Y sin embargo, siguió adelante, aparentemente ajeno a la hostilidad que lo rodeaba, hasta que en la esquina de Edmonson y Brice vio a un chico, de catorce o quince años, dándole una bolsa de papel a otro muchacho mayor que echó a correr al otro lado del bloque. Para Edgerton, era una ocasión de oro. Delante de todos los que estaban en la calle, cogió al chico del hombro y lo arrastró hasta el Cavalier, aparcado en la otra esquina y lo interrogó acerca del asesinato.
Un agente de uniforme de la zona oeste, que observaba la escena del crimen a dos manzanas de distancia, le aconsejó prudencia:
—No debería haber ido solo a esa calle —le dijo a Edgerton—. ¿Y si se hubiera liado una buena?
A lo cual Edgerton sólo pudo sacudir la cabeza.
—Lo digo en serio, hombre —insistió el agente—. Nuestra pistola sólo tiene seis balas.
—Y yo ni siquiera tenía eso —se ríe Edgerton—. Me olvidé el arma.
—¿¿¿Qué???
—Pues sí, me la dejé encima de la mesa.
Un policía en Edmonson y Brice sin pistola. Los agentes de la zona oeste estaban boquiabiertos. A Edgerton no le importaba.
—Este trabajo —les dijo— es actitud en un 90 por ciento.
Ahora, en el caso de Andrea Perry, Edgerton vuelve a otro barrio de Baltimore Oeste, y se mezcla con los nativos como pocos policías pueden hacer. Habla con los ocupantes de todas las casas adosadas que dan a su callejón, charla con los tipos que se pasan horas en los bares y en las esquinas. Trabaja desde la parada de autobús hasta la casa de la victima en la calle Fayette, y comprueba cada residencia en busca de un testigo que pudiera haber visto a la niña acompañada de un adulto. Cuando el esfuerzo se revela infructuoso, empieza a contrastar las denuncias por ataques sexuales de los distritos Oeste y Sur.
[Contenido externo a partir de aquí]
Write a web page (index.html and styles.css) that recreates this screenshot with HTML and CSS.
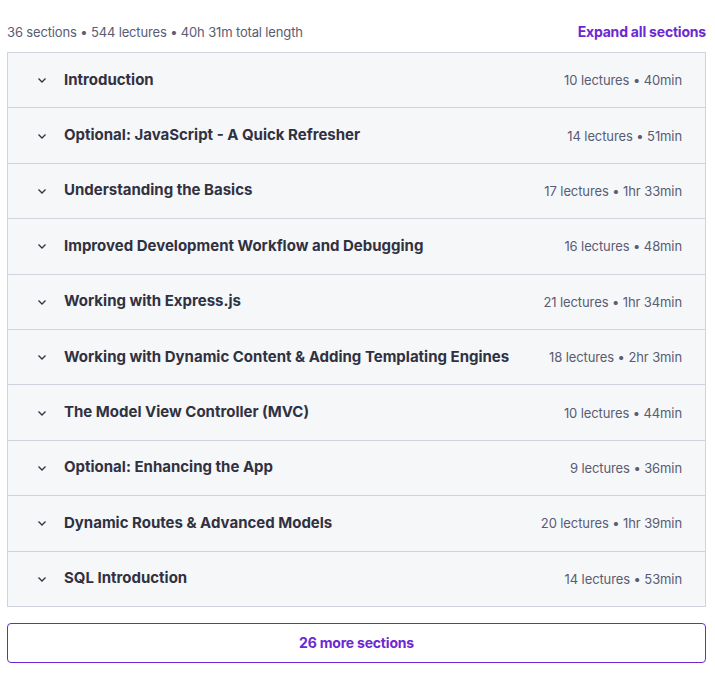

De hecho, Edgerton, muy al principio de la investigación, se preocupa de llamar personalmente a los responsables de las unidades operativas de los distritos Sur, Suroeste y Oeste para informarles del caso. Les dice que busquen a cualquier individuo implicado en actividad sexuales con niñas, o que tenga alguna relación con el robo de un arma del calibre .32. Pide que le avisen si les llega información remotamente relacionada con el caso. Eso también es distinto de lo sucedido con el caso de Latonya Wallace, en el que convocaron a los responsables de distrito a la central para que ayudaran en la investigación. Para esta niña, Edgerton decide que los distritos no irán a la central, sino que esta irá a los distritos.
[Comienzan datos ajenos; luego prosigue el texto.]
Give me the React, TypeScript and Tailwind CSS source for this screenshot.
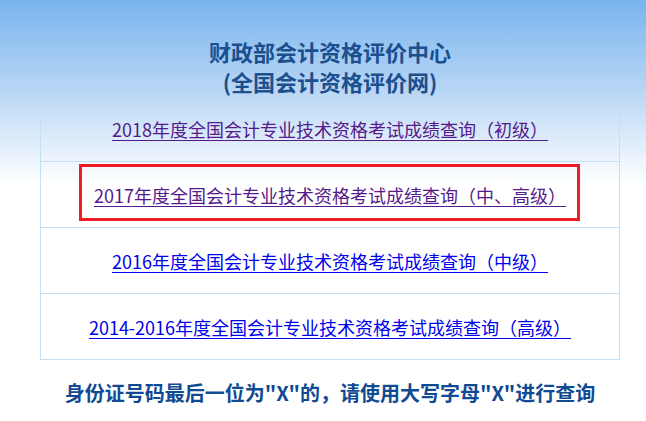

Sólo en una ocasión, el día después del descubrimiento del cadáver hay señales del esfuerzo común que normalmente va de la mano en un caso de bola roja, y es Nolan quien lo impulsa. Para guardar las apariencias, les pide a McAllister, Kincaid y Bowman que colaboren durante un día para peinar mejor la zona.
Cuando revisan el expediente, algunos inspectores de la brigada se preguntan en voz alta por qué Edgerton no siguió la pista de la llamada anónima de inmediato. Al menos, dicen, podría ir a buscar a la mujer que el tipo acusó de salir corriendo del callejón para interrogarla.
—Es lo último que quiero hacer—dice Edgerton, explicándole su estrategia a Nolan—. Si la traemos aquí, ¿qué le digo? Sólo tengo una pregunta que hacerle, y después me quedo seco. No tengo nada.
En opinión de Edgerton, es un error que muchos inspectores cometen demasiado a menudo: lo mismo sucedió con el Pescadero en el caso de Latonya Wallace. Detienes a un tipo, le llevas a la sala de interrogatorios sin munición de verdad y sale una hora después, más confiado que antes. Y si tenías la menor información de utilidad, la has echado a perder, y lo único que has logrado es que sea más difícil intimidarlo y conseguir una confesión cuando vuelve por segunda vez.